During the economic expansion of the 1990s, the Federal Reserve under Alan Greenspan managed inflation concerns more smoothly. The federal funds rate rose in the mid-90s, but only to about 6%. To quote Bernanke again, “Between 1994 and 1996, Greenspan helped the U.S. economy make a soft landing, meaning the Fed tightened policy enough to restrain inflation but not so much as to cause a recession.” While Ronald Reagan had survived a hard landing because of its timing, Bill Clinton benefited from the soft landing.

The Fed’s long-run goal

How does the Federal Reserve decide what the federal funds rate should be? In recent years, monetary policy has relied heavily on the concept of the “neutral interest rate,” defined as the rate that is associated with neither rapid inflation nor high unemployment. The Fed can raise rates to curb inflation or lower rates to reduce unemployment, but the ideal state of affairs is when it can keep the rate neutral.

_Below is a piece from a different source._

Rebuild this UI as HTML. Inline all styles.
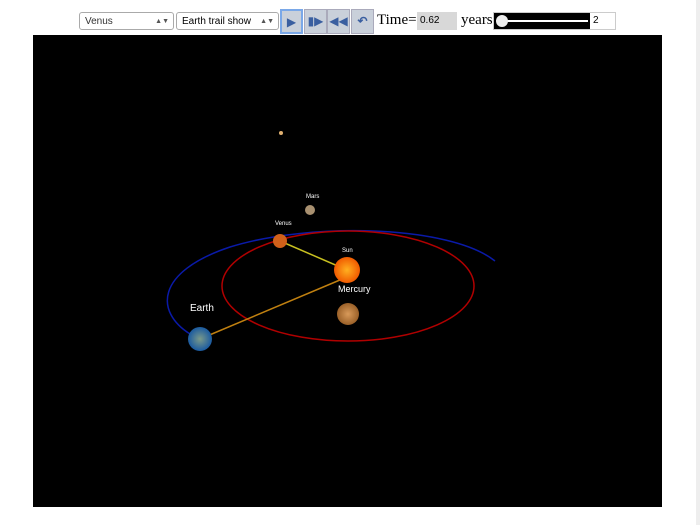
<!DOCTYPE html>
<html><head><style>
body{margin:0;width:700px;height:525px;background:#fff;position:relative;overflow:hidden;font-family:"Liberation Sans",sans-serif}
.sel{position:absolute;top:12px;height:18px;border:1px solid #aaa;border-radius:3px;background:#fff;font-size:10px;line-height:18px;padding-left:5px;box-sizing:border-box;color:#333}
.sel span{position:absolute;right:4px;top:0;font-size:7px;color:#555}
.btn{position:absolute;top:9px;width:23px;height:25px;background:#c9d0da;border:1px solid #aab;box-sizing:border-box;color:#3a5fa0;font-size:12px;text-align:center;line-height:23px}
</style></head><body>
<div class="sel" style="left:79px;width:95px">Venus<span>▲▼</span></div>
<div class="sel" style="left:176px;width:103px;color:#000">Earth trail show<span>▲▼</span></div>
<div class="btn" style="left:280px;border:2px solid #7aa8e8">▶</div>
<div class="btn" style="left:304px">▮▶</div>
<div class="btn" style="left:327px">◀◀</div>
<div class="btn" style="left:351px;font-weight:bold">↶</div>
<div style="position:absolute;left:377px;top:12px;font-family:'Liberation Serif',serif;font-size:15px">Time=</div>
<div style="position:absolute;left:417px;top:12px;width:40px;height:18px;background:#d8d8d8;font-size:10px;line-height:18px;padding-left:3px;box-sizing:border-box">0.62</div>
<div style="position:absolute;left:461px;top:12px;font-family:'Liberation Serif',serif;font-size:15px">years</div>
<div style="position:absolute;left:493px;top:12px;width:123px;height:18px;border:1px solid #ccc;box-sizing:border-box;background:#fff">
<div style="position:absolute;left:0;top:0;width:96px;height:16px;background:#000"></div>
<div style="position:absolute;left:4px;top:7px;width:90px;height:2px;background:#fff"></div>
<div style="position:absolute;left:2px;top:2px;width:12px;height:12px;border-radius:50%;background:#eee"></div>
<div style="position:absolute;left:99px;top:2px;font-size:10px">2</div></div>
<svg style="position:absolute;left:0;top:0" width="700" height="525">
<defs>
<radialGradient id="sun"><stop offset="0" stop-color="#ffb020"/><stop offset="1" stop-color="#f05a00"/></radialGradient>
<radialGradient id="mer"><stop offset="0" stop-color="#d89a5a"/><stop offset="1" stop-color="#9a6028"/></radialGradient>
<radialGradient id="ear"><stop offset="0" stop-color="#7a9a8a"/><stop offset="1" stop-color="#1a5aa0"/></radialGradient>
</defs>
<rect x="33" y="35" width="629" height="472" fill="#000"/>
<path d="M190,334 C155,312 155,272 230,247 C310,222 450,225 495,261" fill="none" stroke="#0a1aa8" stroke-width="1.5"/>
<ellipse cx="348" cy="286" rx="126" ry="55" fill="none" stroke="#b00000" stroke-width="1.5"/>
<line x1="347" y1="270" x2="280" y2="241" stroke="#c8c020" stroke-width="1.5"/>
<line x1="347" y1="277" x2="200" y2="339" stroke="#c08010" stroke-width="1.5"/>
<circle cx="347" cy="270" r="13" fill="url(#sun)"/>
<circle cx="280" cy="241" r="7" fill="#d0601a"/>
<circle cx="348" cy="314" r="11" fill="url(#mer)"/>
<circle cx="200" cy="339" r="12" fill="url(#ear)"/>
<circle cx="310" cy="210" r="5" fill="#a89070"/>
<circle cx="281" cy="133" r="2" fill="#e0b070"/>
<g fill="#fff" font-size="6">
<text x="275" y="225">Venus</text><text x="306" y="198">Mars</text><text x="342" y="252">Sun</text>
<text x="190" y="311" font-size="10">Earth</text><text x="338" y="292" font-size="9">Mercury</text></g>
<rect x="696" y="0" width="4" height="525" fill="#eee"/>
</svg>
</body></html>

In recent years, the Fed has lowered its estimate of the neutral rate. Ten years ago, it thought that the federal funds rate needed to be over 4% to maintain low inflation and low unemployment. Now it pegs the neutral rate at only 2.5%. I won’t get into the interesting question of why the thinking has changed. But the change is important, because it reveals where the Fed wants to go with interest rates. It means that the Fed will not maintain today’s high interest rates indefinitely as a hedge against future inflation. It will bring them down as soon as it can, to avoid economic contraction and high unemployment. That suggests that the Fed is taking seriously both sides of its “dual mandate” to fight inflation and unemployment.

Of course, current expectations could still be invalidated by some new spike in inflation, especially if caused by supply shocks the Fed cannot control. Without such unforeseen events, however, the Fed seems poised to loosen the reins a bit. That bodes well for the economy, and maybe for Joe Biden too.